The move to acquire arms from China, which will be deployed in domestic repression under the anti-drug war, follows the cancellation of a deal for the United States to supply 26,000 rifles to the Philippine National Police. Washington called off the arrangement, citing alleged human rights concerns, as a means of pressuring Duterte away from China.

The Duterte government declared last week that it would not allow US ships to use bases in the Philippines as staging points for Freedom of Navigation Operations (FONOP) in the South China Sea. While Duterte remains committed to the basing of US forces in the Philippines, under the Enhanced Defense Cooperation Agreement (EDCA), he is seeking at the same time to mitigate tensions with China. The FONOPs—direct naval intrusions into Chinese-claimed waters—are deliberate provocations that have raised tensions throughout the region. Duterte declared that Washington can deploy vessels for FONOPs using its bases at Guam or Japan.

Duterte’s attempt to improve relations with China and retain relations with Washington is utterly untenable. Philippine politics, intimately tied to its former colonial ruler, the US, is in crisis. Vice President Leni Robredo, of the Liberal Party, associated with former President Benigno Aquino, has quit Duterte’s cabinet as a result of these tensions. Robredo was increasingly associated with opposition to Duterte’s policies, and was instructed by Cabinet Secretary Leoncio Evasco, formerly of the Maoist Communist Party, to stop attending cabinet meetings. She resigned.

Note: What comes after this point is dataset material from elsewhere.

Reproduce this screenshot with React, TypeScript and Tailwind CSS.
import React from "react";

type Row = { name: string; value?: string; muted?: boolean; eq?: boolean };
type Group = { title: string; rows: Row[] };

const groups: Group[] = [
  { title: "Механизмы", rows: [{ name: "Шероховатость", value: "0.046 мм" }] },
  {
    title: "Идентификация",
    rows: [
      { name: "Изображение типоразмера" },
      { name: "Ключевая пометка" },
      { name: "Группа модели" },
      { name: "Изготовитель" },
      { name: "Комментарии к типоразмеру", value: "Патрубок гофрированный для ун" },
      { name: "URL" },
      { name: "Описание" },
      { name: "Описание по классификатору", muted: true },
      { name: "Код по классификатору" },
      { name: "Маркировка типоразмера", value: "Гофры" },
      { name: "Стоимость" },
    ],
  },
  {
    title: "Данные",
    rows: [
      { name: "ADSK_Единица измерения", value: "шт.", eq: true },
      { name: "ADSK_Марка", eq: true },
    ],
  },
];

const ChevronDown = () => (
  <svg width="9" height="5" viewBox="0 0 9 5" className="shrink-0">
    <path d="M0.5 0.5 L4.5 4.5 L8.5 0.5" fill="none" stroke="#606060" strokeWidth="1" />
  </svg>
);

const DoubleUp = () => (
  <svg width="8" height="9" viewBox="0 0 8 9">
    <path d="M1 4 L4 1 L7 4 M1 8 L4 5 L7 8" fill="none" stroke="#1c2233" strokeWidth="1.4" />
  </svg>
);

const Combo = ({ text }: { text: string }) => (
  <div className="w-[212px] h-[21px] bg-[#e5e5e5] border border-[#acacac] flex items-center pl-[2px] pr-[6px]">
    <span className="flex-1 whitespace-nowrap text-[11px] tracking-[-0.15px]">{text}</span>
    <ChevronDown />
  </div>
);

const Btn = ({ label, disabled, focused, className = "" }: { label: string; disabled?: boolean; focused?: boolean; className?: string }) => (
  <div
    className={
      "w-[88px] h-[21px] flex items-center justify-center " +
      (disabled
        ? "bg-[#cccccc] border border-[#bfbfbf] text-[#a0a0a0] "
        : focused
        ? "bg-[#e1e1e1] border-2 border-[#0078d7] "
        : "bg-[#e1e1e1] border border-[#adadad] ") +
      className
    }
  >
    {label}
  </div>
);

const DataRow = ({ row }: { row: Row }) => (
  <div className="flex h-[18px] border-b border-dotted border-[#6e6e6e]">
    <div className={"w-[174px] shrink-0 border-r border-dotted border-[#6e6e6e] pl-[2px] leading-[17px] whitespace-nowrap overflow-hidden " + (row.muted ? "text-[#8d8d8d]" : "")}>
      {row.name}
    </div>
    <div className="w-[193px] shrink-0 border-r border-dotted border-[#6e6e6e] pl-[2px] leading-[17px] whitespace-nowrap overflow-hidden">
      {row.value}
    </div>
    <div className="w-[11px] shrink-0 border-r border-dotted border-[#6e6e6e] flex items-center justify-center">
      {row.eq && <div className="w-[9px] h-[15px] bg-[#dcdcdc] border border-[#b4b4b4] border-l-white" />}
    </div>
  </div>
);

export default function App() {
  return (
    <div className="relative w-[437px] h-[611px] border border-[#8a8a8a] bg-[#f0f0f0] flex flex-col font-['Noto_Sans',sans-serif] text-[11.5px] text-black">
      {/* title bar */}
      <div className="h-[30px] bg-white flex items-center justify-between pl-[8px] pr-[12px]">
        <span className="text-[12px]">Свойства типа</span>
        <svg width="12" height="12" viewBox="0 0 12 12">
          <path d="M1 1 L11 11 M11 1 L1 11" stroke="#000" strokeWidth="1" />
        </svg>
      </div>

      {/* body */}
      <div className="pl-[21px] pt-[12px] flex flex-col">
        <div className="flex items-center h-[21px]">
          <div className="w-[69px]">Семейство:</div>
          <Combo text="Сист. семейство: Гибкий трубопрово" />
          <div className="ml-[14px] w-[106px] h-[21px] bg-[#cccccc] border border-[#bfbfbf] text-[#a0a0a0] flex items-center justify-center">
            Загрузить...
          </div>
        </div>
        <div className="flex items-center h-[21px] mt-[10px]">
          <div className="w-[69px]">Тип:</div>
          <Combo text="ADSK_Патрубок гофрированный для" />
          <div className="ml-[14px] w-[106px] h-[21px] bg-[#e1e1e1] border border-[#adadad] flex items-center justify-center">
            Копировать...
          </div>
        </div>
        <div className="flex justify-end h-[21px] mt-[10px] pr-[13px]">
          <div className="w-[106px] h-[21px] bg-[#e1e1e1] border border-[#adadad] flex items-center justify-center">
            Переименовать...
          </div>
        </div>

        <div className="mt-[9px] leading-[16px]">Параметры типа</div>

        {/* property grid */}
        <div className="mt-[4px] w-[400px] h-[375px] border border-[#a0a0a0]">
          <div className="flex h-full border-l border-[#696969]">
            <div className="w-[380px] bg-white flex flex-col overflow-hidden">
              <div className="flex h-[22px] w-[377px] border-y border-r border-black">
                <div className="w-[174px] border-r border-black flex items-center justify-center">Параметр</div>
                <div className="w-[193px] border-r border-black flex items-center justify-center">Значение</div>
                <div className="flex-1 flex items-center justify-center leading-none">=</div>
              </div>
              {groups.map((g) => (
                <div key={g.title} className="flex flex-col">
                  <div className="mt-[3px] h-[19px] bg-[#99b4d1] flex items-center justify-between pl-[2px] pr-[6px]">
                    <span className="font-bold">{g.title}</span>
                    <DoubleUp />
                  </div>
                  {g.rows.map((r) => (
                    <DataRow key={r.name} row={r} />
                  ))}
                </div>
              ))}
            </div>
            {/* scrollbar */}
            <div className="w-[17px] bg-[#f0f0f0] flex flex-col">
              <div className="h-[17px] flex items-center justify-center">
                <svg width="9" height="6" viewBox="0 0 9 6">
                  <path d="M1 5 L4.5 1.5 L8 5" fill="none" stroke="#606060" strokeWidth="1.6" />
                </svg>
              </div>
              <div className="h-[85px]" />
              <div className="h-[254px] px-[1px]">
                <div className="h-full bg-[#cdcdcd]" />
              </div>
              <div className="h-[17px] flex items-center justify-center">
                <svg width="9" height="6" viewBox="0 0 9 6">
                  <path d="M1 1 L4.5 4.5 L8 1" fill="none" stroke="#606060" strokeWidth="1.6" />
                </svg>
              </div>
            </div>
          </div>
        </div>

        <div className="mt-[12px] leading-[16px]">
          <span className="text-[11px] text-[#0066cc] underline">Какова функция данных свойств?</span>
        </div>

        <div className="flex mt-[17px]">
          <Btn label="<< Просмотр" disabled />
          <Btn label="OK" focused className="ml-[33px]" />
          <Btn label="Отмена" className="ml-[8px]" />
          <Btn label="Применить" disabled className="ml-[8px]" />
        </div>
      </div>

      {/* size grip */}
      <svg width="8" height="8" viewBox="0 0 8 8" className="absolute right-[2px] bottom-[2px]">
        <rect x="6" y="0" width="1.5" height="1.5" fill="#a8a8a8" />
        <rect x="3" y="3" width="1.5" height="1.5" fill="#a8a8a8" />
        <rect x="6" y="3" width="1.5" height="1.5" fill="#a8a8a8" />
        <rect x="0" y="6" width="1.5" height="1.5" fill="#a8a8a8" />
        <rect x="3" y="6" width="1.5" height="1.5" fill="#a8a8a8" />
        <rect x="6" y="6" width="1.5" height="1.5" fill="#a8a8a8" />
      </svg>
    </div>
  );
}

The opposition to Duterte has received massive infusions of funding from US-based Filipino American billionaire Loida Nicolas Lewis, who has, through her organization US Pinoys for Good Government (USP4GG), called upon Duterte to resign. USP4GG bankrolled Aquino’s presidential campaign in 2010 and provided the majority of funding for the vociferous anti-China protests staged during his administration, including the provocative visits to the South China Sea by the pseudo-left organization Akbayan. Lewis met on several occasions with then Federal Reserve chair Ben Bernanke to discuss opposition to Chinese financial interests in the US.